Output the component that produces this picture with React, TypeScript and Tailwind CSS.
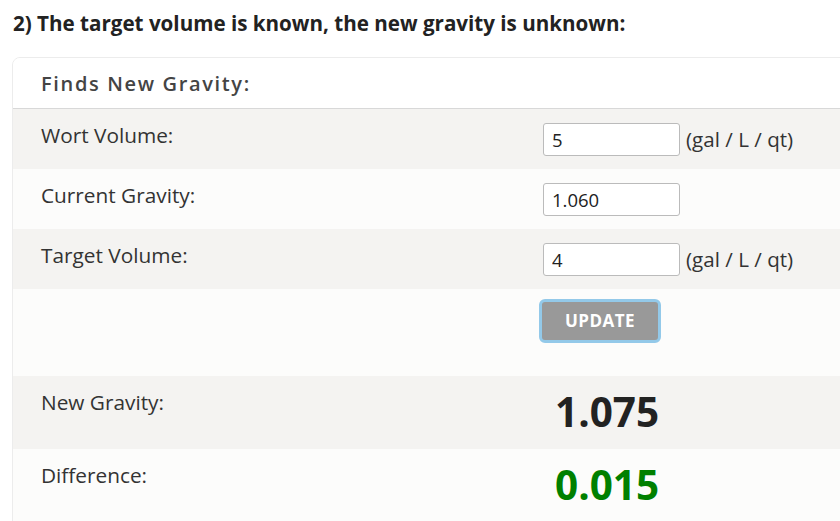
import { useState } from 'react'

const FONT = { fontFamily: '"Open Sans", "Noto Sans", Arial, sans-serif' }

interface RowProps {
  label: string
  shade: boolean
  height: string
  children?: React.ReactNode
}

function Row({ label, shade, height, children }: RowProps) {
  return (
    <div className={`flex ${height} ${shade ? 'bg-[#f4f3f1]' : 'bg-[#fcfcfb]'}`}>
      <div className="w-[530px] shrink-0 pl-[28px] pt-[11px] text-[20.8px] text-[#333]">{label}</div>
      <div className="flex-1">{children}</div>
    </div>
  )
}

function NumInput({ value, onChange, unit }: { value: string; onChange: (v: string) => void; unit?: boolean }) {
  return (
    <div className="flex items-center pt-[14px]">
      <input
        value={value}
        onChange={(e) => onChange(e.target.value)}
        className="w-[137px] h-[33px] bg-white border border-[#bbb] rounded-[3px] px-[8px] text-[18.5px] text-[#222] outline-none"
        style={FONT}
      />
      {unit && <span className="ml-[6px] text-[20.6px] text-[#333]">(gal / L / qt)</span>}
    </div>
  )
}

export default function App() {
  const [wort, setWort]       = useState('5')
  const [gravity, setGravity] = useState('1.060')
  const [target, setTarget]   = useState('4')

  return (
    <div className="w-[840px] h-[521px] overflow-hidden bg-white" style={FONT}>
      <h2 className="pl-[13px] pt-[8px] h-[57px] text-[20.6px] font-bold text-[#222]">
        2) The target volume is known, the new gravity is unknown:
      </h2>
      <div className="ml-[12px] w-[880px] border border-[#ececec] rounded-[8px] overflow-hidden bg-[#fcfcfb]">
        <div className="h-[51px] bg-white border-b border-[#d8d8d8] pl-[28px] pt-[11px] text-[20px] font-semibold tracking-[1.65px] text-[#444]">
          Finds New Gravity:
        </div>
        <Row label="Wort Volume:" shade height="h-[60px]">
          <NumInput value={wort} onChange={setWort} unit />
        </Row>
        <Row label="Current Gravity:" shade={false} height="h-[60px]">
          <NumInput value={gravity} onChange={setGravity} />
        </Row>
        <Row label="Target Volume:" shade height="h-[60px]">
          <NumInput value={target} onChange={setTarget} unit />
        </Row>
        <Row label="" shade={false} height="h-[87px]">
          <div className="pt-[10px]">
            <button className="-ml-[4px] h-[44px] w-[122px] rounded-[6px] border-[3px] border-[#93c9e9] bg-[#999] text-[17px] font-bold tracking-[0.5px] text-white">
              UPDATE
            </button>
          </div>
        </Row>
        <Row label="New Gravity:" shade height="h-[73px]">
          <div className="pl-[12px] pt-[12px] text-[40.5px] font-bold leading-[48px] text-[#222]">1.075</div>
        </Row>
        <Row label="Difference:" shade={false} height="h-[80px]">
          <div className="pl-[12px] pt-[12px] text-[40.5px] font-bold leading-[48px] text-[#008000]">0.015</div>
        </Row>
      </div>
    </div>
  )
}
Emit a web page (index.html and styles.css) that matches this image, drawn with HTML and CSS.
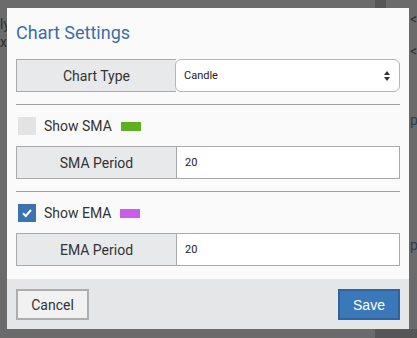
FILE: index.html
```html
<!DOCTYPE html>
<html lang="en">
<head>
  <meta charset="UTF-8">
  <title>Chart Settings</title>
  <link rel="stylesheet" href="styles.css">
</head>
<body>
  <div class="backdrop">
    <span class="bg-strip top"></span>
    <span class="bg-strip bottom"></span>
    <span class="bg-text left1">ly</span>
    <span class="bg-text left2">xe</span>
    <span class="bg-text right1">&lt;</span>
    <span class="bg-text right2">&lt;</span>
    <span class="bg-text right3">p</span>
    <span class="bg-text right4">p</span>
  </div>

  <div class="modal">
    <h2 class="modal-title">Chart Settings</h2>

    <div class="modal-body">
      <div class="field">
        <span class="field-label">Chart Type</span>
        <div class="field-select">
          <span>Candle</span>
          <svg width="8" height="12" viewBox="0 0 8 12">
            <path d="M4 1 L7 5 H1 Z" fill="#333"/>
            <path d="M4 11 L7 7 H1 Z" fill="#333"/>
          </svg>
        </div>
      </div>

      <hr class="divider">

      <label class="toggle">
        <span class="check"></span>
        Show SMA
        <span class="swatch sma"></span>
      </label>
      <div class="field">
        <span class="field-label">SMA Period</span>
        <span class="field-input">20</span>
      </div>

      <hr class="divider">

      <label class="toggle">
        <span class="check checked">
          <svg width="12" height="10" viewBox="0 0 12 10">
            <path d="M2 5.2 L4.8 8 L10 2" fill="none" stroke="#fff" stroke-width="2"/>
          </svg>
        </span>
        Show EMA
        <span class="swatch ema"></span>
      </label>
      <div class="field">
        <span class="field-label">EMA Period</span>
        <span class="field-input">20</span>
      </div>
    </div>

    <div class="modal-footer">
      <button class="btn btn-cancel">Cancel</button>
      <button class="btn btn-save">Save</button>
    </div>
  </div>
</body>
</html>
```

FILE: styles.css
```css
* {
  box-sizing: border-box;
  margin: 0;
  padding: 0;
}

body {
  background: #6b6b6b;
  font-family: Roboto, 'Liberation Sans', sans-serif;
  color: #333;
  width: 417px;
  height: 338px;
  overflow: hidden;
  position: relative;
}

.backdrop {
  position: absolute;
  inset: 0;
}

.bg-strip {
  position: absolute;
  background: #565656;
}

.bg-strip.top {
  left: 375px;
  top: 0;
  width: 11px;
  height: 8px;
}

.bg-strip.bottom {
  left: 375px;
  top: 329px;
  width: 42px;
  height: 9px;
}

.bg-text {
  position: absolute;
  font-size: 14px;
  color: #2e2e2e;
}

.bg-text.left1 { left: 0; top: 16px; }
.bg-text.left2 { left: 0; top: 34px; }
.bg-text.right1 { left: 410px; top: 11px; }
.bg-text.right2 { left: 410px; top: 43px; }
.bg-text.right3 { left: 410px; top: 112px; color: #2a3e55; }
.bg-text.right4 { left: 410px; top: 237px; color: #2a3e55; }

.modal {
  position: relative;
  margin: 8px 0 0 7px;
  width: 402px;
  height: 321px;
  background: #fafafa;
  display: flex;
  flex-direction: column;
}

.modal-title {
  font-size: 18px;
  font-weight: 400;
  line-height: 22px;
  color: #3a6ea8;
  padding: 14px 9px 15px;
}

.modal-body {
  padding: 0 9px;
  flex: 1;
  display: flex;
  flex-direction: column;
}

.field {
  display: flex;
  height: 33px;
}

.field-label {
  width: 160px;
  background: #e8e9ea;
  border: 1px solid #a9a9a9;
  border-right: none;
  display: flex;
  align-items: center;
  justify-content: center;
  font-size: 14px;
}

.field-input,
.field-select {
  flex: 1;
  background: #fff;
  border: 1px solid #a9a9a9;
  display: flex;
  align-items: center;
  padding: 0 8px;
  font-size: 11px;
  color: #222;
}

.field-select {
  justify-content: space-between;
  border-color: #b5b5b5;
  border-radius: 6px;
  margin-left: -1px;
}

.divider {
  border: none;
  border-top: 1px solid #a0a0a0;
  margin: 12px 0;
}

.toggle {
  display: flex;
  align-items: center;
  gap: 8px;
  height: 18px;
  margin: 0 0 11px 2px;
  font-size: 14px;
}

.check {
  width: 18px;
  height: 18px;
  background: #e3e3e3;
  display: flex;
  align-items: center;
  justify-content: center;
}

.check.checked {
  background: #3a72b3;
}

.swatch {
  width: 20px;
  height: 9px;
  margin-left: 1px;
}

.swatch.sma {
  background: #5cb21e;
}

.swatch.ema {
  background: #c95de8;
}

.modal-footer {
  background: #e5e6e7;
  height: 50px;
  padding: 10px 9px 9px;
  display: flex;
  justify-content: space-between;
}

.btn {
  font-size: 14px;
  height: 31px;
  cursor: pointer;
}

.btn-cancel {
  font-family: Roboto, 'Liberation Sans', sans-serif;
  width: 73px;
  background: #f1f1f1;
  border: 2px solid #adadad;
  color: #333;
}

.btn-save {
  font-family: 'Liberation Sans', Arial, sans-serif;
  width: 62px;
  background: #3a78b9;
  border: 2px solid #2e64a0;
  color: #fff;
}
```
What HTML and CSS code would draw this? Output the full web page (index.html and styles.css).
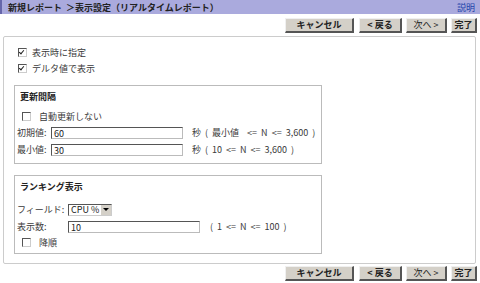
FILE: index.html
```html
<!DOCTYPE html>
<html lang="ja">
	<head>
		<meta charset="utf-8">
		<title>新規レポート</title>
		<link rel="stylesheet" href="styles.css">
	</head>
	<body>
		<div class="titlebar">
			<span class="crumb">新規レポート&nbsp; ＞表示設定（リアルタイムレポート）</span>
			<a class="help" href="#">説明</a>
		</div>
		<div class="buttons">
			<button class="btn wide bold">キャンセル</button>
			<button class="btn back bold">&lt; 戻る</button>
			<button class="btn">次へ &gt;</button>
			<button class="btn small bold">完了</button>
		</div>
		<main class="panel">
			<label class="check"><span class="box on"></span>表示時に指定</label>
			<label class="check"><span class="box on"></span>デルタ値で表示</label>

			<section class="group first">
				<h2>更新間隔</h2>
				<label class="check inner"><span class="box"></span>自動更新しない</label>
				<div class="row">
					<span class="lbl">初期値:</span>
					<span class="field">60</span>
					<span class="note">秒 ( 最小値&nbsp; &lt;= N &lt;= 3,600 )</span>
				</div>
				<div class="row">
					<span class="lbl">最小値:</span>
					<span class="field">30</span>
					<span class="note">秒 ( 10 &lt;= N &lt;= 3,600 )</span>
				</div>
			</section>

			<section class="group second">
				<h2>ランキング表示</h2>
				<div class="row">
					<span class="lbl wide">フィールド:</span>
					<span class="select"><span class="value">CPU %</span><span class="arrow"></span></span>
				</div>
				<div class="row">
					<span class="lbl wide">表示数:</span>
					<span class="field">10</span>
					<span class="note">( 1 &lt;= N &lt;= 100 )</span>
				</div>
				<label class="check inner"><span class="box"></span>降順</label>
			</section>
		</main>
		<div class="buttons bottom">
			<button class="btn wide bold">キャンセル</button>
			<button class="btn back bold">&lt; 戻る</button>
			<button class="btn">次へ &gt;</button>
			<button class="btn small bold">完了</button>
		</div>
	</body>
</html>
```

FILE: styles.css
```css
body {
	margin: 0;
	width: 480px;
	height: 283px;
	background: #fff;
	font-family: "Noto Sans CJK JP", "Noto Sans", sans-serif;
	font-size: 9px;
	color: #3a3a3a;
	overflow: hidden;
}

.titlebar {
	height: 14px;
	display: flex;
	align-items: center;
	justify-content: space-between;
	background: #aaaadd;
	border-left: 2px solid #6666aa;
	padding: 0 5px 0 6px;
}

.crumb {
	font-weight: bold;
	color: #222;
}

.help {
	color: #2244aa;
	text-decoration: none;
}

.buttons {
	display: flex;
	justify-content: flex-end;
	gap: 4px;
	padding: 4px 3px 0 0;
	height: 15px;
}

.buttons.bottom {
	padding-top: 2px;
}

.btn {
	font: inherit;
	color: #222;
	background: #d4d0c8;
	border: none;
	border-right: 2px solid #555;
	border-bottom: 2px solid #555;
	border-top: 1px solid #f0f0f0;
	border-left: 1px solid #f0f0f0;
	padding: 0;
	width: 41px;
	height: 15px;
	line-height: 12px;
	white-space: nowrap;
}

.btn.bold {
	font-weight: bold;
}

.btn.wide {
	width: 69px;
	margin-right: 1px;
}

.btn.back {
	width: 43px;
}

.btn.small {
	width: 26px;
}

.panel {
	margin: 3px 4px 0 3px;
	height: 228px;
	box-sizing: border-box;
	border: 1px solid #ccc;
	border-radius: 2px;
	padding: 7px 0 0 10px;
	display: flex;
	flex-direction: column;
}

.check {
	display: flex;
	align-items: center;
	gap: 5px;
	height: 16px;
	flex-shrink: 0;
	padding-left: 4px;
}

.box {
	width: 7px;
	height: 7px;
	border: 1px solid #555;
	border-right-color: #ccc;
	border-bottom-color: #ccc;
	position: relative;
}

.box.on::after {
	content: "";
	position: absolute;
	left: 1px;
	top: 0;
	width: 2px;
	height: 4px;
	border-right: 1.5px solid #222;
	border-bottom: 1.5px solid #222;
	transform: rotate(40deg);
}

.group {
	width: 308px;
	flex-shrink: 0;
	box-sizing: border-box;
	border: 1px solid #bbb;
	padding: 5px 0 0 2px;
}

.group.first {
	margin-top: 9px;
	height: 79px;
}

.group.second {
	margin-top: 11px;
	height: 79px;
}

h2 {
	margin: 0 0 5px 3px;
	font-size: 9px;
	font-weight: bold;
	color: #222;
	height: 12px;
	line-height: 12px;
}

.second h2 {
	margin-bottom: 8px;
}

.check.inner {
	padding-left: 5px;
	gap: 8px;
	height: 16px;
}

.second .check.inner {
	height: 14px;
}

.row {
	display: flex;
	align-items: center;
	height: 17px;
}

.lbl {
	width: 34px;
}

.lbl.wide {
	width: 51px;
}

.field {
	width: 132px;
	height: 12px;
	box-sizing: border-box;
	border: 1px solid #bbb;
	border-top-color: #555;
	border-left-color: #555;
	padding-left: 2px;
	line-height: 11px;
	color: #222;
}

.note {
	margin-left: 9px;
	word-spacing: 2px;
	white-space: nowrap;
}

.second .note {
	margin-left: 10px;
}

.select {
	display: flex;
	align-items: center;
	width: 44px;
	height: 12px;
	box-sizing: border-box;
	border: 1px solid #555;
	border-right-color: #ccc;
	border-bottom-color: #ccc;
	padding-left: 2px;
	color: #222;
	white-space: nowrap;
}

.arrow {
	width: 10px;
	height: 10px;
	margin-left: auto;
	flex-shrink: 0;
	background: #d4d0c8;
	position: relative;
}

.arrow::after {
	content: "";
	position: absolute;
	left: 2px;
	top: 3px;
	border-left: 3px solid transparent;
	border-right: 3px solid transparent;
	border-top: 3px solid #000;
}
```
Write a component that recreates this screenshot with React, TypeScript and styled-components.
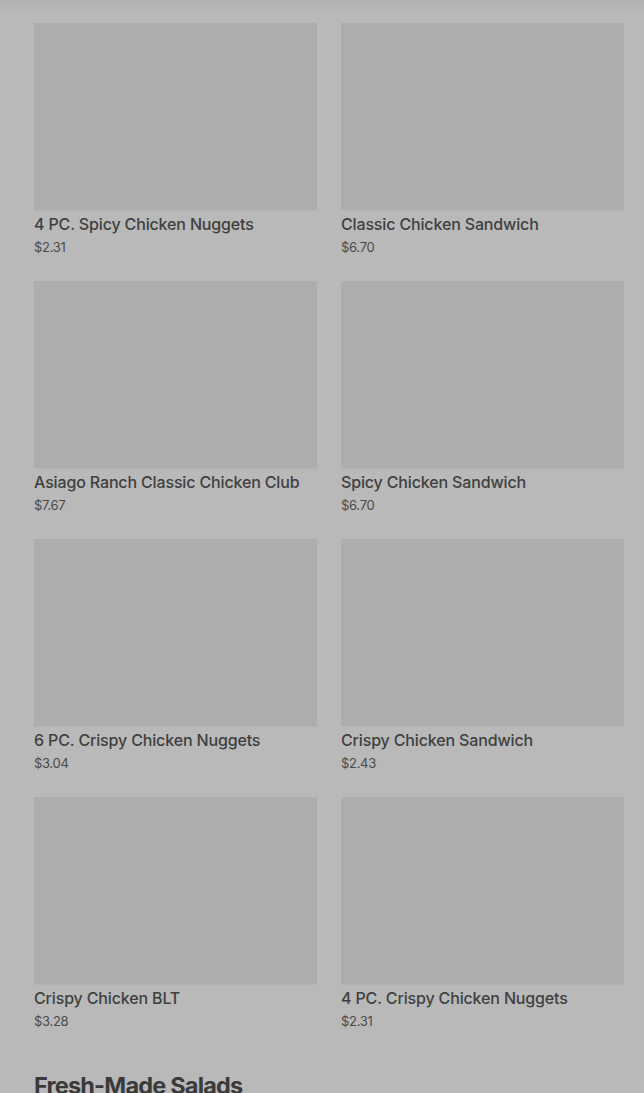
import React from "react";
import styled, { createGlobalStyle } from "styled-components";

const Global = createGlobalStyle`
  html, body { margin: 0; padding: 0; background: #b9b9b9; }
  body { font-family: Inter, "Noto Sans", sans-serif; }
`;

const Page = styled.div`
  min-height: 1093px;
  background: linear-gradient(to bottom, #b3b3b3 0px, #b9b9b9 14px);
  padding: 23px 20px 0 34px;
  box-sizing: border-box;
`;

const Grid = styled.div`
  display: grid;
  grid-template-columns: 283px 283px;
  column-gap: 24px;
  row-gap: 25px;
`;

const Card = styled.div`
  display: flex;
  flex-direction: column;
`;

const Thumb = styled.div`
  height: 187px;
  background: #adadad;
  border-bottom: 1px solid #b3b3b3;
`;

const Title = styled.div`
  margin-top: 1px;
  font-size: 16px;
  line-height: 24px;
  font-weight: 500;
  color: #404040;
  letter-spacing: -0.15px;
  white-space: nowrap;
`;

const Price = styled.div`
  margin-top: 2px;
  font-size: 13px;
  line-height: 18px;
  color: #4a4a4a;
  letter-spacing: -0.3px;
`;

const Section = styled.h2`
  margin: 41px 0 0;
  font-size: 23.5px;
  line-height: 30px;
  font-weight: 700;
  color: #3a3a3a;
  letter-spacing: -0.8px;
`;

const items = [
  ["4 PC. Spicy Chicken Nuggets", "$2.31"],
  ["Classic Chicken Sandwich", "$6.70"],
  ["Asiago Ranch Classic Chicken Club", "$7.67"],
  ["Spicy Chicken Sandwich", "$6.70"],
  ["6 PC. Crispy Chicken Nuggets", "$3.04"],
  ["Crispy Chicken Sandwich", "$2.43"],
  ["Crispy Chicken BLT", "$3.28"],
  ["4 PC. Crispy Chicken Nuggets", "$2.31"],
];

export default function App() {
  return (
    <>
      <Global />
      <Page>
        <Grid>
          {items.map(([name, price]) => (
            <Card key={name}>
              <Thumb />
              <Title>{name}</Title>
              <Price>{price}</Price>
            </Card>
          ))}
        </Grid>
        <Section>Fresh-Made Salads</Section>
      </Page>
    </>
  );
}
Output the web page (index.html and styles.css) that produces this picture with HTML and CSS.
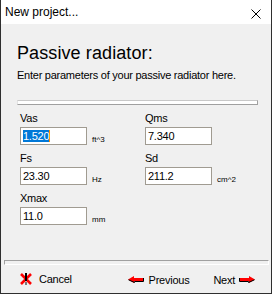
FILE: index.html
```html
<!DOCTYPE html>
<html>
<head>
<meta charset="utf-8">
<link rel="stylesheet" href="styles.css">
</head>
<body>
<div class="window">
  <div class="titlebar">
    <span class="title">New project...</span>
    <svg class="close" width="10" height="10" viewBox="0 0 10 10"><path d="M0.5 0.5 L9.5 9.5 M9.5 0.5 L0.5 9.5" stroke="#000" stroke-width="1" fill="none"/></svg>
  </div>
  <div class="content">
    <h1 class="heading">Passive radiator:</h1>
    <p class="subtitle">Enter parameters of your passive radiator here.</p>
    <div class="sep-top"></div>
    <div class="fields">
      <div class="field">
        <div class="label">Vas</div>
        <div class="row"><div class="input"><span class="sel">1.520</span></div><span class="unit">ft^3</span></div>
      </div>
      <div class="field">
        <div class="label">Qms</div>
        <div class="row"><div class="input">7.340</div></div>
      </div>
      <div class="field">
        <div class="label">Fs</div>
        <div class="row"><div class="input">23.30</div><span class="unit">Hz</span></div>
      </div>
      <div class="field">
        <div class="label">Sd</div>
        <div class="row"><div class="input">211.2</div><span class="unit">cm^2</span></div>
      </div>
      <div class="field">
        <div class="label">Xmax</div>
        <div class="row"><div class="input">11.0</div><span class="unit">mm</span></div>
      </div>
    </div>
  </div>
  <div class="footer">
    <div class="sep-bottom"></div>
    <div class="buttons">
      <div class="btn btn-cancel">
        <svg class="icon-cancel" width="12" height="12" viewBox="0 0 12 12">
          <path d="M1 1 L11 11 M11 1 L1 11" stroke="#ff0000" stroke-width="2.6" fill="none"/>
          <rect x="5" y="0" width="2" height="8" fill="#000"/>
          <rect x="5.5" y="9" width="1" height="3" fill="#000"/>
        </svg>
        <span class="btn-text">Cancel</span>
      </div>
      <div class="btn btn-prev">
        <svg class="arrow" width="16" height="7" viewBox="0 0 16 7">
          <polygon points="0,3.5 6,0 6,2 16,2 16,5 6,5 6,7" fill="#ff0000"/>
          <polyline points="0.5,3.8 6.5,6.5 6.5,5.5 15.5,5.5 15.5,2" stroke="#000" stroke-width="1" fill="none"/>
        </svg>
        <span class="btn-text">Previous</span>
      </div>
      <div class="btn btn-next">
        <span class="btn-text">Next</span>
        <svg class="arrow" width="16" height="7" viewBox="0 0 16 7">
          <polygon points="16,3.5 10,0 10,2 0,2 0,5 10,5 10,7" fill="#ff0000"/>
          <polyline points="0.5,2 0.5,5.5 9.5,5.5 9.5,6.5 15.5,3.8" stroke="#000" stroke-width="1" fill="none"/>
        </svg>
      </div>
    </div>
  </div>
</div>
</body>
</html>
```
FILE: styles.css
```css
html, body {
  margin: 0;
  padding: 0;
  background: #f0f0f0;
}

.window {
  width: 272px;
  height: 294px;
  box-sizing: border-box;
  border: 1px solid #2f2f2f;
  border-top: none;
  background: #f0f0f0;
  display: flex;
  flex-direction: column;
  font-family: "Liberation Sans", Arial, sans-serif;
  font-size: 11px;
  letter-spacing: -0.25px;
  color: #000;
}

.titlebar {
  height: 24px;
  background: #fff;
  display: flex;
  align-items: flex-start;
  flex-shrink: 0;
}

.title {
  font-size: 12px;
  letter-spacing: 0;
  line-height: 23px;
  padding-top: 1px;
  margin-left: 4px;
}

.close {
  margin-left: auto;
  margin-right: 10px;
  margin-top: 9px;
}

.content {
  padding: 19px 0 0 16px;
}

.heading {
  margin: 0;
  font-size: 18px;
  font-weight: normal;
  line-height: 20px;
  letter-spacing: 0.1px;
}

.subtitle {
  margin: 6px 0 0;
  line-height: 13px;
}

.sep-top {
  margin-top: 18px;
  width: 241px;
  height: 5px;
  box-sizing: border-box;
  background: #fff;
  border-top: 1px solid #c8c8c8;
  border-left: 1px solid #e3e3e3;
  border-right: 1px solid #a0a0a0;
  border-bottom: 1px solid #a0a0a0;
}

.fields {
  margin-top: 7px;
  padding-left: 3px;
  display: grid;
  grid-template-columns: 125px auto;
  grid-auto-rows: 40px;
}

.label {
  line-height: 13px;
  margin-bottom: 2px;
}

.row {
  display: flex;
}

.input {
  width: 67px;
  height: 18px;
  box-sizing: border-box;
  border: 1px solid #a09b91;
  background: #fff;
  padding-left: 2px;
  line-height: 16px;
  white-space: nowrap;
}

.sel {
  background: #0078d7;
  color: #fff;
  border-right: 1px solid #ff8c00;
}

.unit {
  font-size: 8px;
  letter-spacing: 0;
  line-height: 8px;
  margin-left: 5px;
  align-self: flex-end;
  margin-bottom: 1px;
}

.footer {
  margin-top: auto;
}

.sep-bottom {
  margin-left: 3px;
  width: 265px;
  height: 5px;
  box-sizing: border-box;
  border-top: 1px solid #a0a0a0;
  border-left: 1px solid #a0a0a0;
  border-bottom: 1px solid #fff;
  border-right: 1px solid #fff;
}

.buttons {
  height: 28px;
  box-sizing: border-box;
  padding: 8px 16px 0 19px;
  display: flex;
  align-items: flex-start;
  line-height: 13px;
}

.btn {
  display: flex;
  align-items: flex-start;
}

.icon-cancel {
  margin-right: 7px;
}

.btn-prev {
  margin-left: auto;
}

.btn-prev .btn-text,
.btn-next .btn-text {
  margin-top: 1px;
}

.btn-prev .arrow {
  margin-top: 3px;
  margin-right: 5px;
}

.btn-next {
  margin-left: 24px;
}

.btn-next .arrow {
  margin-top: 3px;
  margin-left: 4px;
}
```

_ _ _ _ _

Exercise aim -> Above are the records; copy every line in them that holds the word "this".

Exercise solution ->
Output the component that produces this picture with React, TypeScript and Tailwind CSS.
Emit a web page (index.html and styles.css) that matches this image, drawn with HTML and CSS.
What HTML and CSS code would draw this? Output the full web page (index.html and styles.css).
Write a component that recreates this screenshot with React, TypeScript and styled-components.
Output the web page (index.html and styles.css) that produces this picture with HTML and CSS.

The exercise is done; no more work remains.